The day's worthies:
- The complicated mess of regulations that make it hard for supply chains to keep up.
- Pentecostalism. According to the 2018 Census, there are 81,300 in NZ. They outnumber Jedi 4:1.
- Getting vax out to where people are. Robertson had promised that there would be no funding barrier to dealing with the pandemic. We supported him in taking on debt to get this job done - it's what debt is for. But he blew it on envirojob nonsense, and hasn't been funding what's been necessary in getting vax out. Just incredibly disappointing, and costly. The money that would be involved here is rats and mice stuff, and in too many places it just hasn't gotten done.
- Wouldn't it be simpler if we stopped using general government revenue to build highways while also stopping using money from road user charges and petrol excise to pay for busses?
- Should overstayers have been included in the general grant of a path to residence? Would have helped with this problem.
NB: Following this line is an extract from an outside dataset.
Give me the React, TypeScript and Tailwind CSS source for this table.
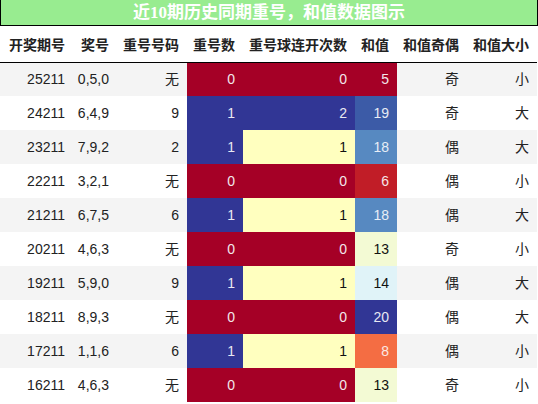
import React from "react";

type Cell = { v: string; cls: string };

const RED = "bg-[#a50026] text-[#f2e6ea]";
const BLUE = "bg-[#313695] text-[#e8e8f2]";
const YEL = "bg-[#ffffbf] text-[#111]";

const rows = [
  { q: "25211", j: "0,5,0", c: "无", n: 0, k: 0, s: 5, sCls: "bg-[#a50026] text-[#f2e6ea]", oe: "奇", bs: "小" },
  { q: "24211", j: "6,4,9", c: "9", n: 1, k: 2, s: 19, sCls: "bg-[#3c5ba7] text-[#e8ecf4]", oe: "奇", bs: "大" },
  { q: "23211", j: "7,9,2", c: "2", n: 1, k: 1, s: 18, sCls: "bg-[#5789c1] text-[#e8eef6]", oe: "偶", bs: "大" },
  { q: "22211", j: "3,2,1", c: "无", n: 0, k: 0, s: 6, sCls: "bg-[#c11d27] text-[#f6e6e8]", oe: "偶", bs: "小" },
  { q: "21211", j: "6,7,5", c: "6", n: 1, k: 1, s: 18, sCls: "bg-[#5789c1] text-[#e8eef6]", oe: "偶", bs: "大" },
  { q: "20211", j: "4,6,3", c: "无", n: 0, k: 0, s: 13, sCls: "bg-[#f3fad4] text-[#111]", oe: "奇", bs: "小" },
  { q: "19211", j: "5,9,0", c: "9", n: 1, k: 1, s: 14, sCls: "bg-[#e0f3f8] text-[#111]", oe: "偶", bs: "大" },
  { q: "18211", j: "8,9,3", c: "无", n: 0, k: 0, s: 20, sCls: "bg-[#313695] text-[#e8e8f2]", oe: "偶", bs: "大" },
  { q: "17211", j: "1,1,6", c: "6", n: 1, k: 1, s: 8, sCls: "bg-[#f46d43] text-[#fbe8e2]", oe: "偶", bs: "小" },
  { q: "16211", j: "4,6,3", c: "无", n: 0, k: 0, s: 13, sCls: "bg-[#f3fad4] text-[#111]", oe: "奇", bs: "小" },
];

const headers = ["开奖期号", "奖号", "重号号码", "重号数", "重号球连开次数", "和值", "和值奇偶", "和值大小"];
const colCls = ["w-[73px]", "w-[44px]", "w-[70px]", "w-[56px]", "w-[112px]", "w-[42px]", "w-[70px]", "w-[70px]"];

function kCls(k: number): string {
  if (k === 0) return RED;
  if (k === 2) return BLUE;
  return YEL;
}

export default function App() {
  return (
    <div className="w-[538px] h-[404px] bg-white overflow-hidden font-['Liberation_Sans','Noto_Sans_CJK_SC',sans-serif]">
      <div className="h-[26px] w-[538px] bg-[#98ec90] border-l border-r border-b border-black flex items-center justify-center text-white font-bold text-[17px] leading-none font-['Liberation_Serif','Noto_Sans_CJK_SC',serif]">
        近10期历史同期重号，和值数据图示
      </div>
      <table className="table-fixed border-collapse w-[537px] mt-px">
        <colgroup>
          {colCls.map((w, i) => (
            <col key={i} className={w} />
          ))}
        </colgroup>
        <thead>
          <tr className="h-[35px] border-b border-black">
            {headers.map((h, i) => (
              <th
                key={i}
                className="p-0 pr-2 text-right text-[14px] font-bold text-[#222] whitespace-nowrap font-['Noto_Sans_CJK_SC',sans-serif]"
              >
                {h}
              </th>
            ))}
          </tr>
        </thead>
        <tbody>
          {rows.map((r, i) => {
            const cells: Cell[] = [
              { v: r.q, cls: "text-[#222]" },
              { v: r.j, cls: "text-[#222]" },
              { v: r.c, cls: "text-[#222]" },
              { v: String(r.n), cls: r.n === 0 ? RED : BLUE },
              { v: String(r.k), cls: kCls(r.k) },
              { v: String(r.s), cls: r.sCls },
              { v: r.oe, cls: "text-[#222]" },
              { v: r.bs, cls: "text-[#222]" },
            ];
            return (
              <tr key={i} className={i % 2 === 0 ? "h-[34px] bg-[#f4f4f4]" : "h-[34px] bg-white"}>
                {cells.map((c, j) => (
                  <td key={j} className={`p-0 pr-2 text-right text-[14px] whitespace-nowrap ${c.cls}`}>
                    {c.v}
                  </td>
                ))}
              </tr>
            );
          })}
        </tbody>
      </table>
    </div>
  );
}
- Superb piece on the problems in copyright extension. It's at best a dead rat we have to swallow for the trade deal with the UK. But I'd hope we can make it less awful.
- And relevant to that last one: a shift to weaker copyright during WW2 encouraged scientific discovery by making it easier for scientists to get access to scientific papers. Sci-Hub is a wonderful thing.
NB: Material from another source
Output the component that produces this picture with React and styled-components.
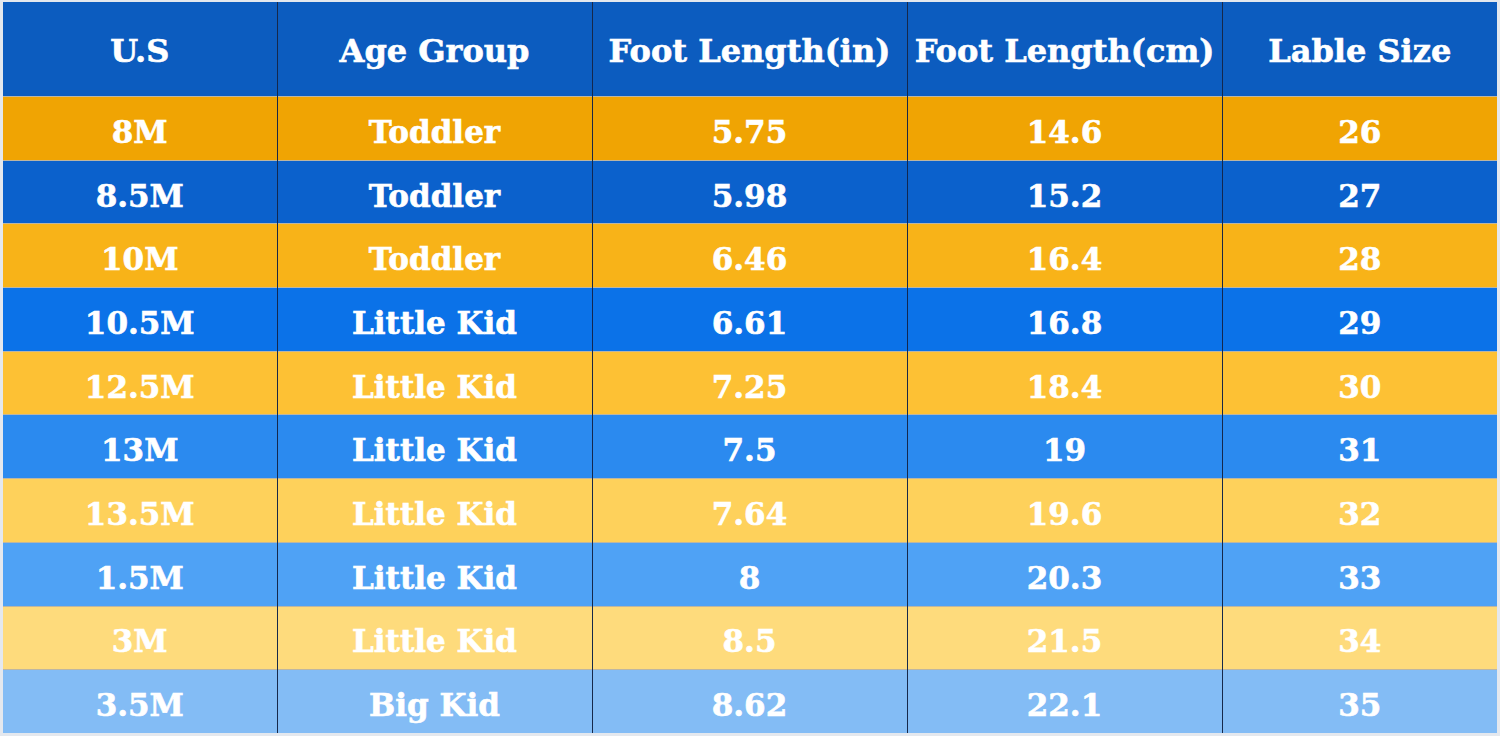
import React from 'react'
import styled, { createGlobalStyle } from 'styled-components';

const GlobalStyle = createGlobalStyle`
  html, body { margin: 0; padding: 0; background: #e4e8ee; }
  body { width: 1500px; height: 736px; overflow: hidden; }
`;

const columns = ['U.S', 'Age Group', 'Foot Length(in)', 'Foot Length(cm)', 'Lable Size'];
const widths = [274, 315, 315, 315, 275];

const rows = [
  { bg: '#f0a403', cells: ['8M', 'Toddler', '5.75', '14.6', '26'] },
  { bg: '#0b61cc', cells: ['8.5M', 'Toddler', '5.98', '15.2', '27'] },
  { bg: '#f8b318', cells: ['10M', 'Toddler', '6.46', '16.4', '28'] },
  { bg: '#0b72e8', cells: ['10.5M', 'Little Kid', '6.61', '16.8', '29'] },
  { bg: '#fdc134', cells: ['12.5M', 'Little Kid', '7.25', '18.4', '30'] },
  { bg: '#2b8aef', cells: ['13M', 'Little Kid', '7.5', '19', '31'] },
  { bg: '#fed15b', cells: ['13.5M', 'Little Kid', '7.64', '19.6', '32'] },
  { bg: '#4fa2f5', cells: ['1.5M', 'Little Kid', '8', '20.3', '33'] },
  { bg: '#fedb7c', cells: ['3M', 'Little Kid', '8.5', '21.5', '34'] },
  { bg: '#83bcf5', cells: ['3.5M', 'Big Kid', '8.62', '22.1', '35'] },
];

const Frame = styled.div`
  padding: 2px 3px;
  box-sizing: border-box;
  width: 1500px;
  height: 736px;
`;

const Table = styled.table`
  width: 1494px;
  border-collapse: collapse;
  table-layout: fixed;
  font-family: "DejaVu Serif", "Liberation Serif", serif;
  font-weight: bold;
  color: #ffffff;
  -webkit-text-stroke: 0.6px #ffffff;
`;

const HeadCell = styled.th`
  height: 90px;
  padding: 4px 0 0;
  background: #0c5cbf;
  font-size: 32px;
  font-weight: bold;
  text-align: center;
  white-space: nowrap;
  border-left: 1px solid #16284a;
  &:first-child { border-left: none; }
`;

const Row = styled.tr`
  background: ${({ $bg }) => $bg};
  border-top: 1px solid #bdb6a2;
`;

const Cell = styled.td`
  height: 55.7px;
  padding: 7px 0 0;
  font-size: 31px;
  text-align: center;
  white-space: nowrap;
  border-left: 1px solid #16284a;
  &:first-child { border-left: none; }
`;

const App = () => {
  return (
    <>
      <GlobalStyle />
      <Frame>
        <Table>
          <colgroup>
            {widths.map((w, i) => <col key={i} style={{ width: w }} />)}
          </colgroup>
          <thead>
            <tr>
              {columns.map(c => <HeadCell key={c}>{c}</HeadCell>)}
            </tr>
          </thead>
          <tbody>
            {rows.map((r, i) => (
              <Row key={i} $bg={r.bg}>
                {r.cells.map((c, j) => <Cell key={j}>{c}</Cell>)}
              </Row>
            ))}
          </tbody>
        </Table>
      </Frame>
    </>
  )
}

export default App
- Looks like early treatment for Covid with a common antidepressant with few side effects, fluvoxamine, reduces hospitalisation by a third - and to a third for those reporting optimal adherence to the protocol (people who didn't miss doses). Something that reduces hospitalisation by a third to two thirds is like increasing hospital capacity by a third to two-thirds, except way less expensive and with way less hardship. I wonder whether MoH will get orders in before the rush hits - enough to at least trial it to make sure it isn't green jellybeans. Note that this was one of the trials funded by Tyler Cowen and Alex Tabarrok at FastGrants.
- Bit of a shame that nobody in NZ government bothered getting a vaccine passport system readied earlier. It was obvious that one would be needed at least from June 2020. AirNZ now reports the absence of one is why they can't set a vax requirement for domestic travel.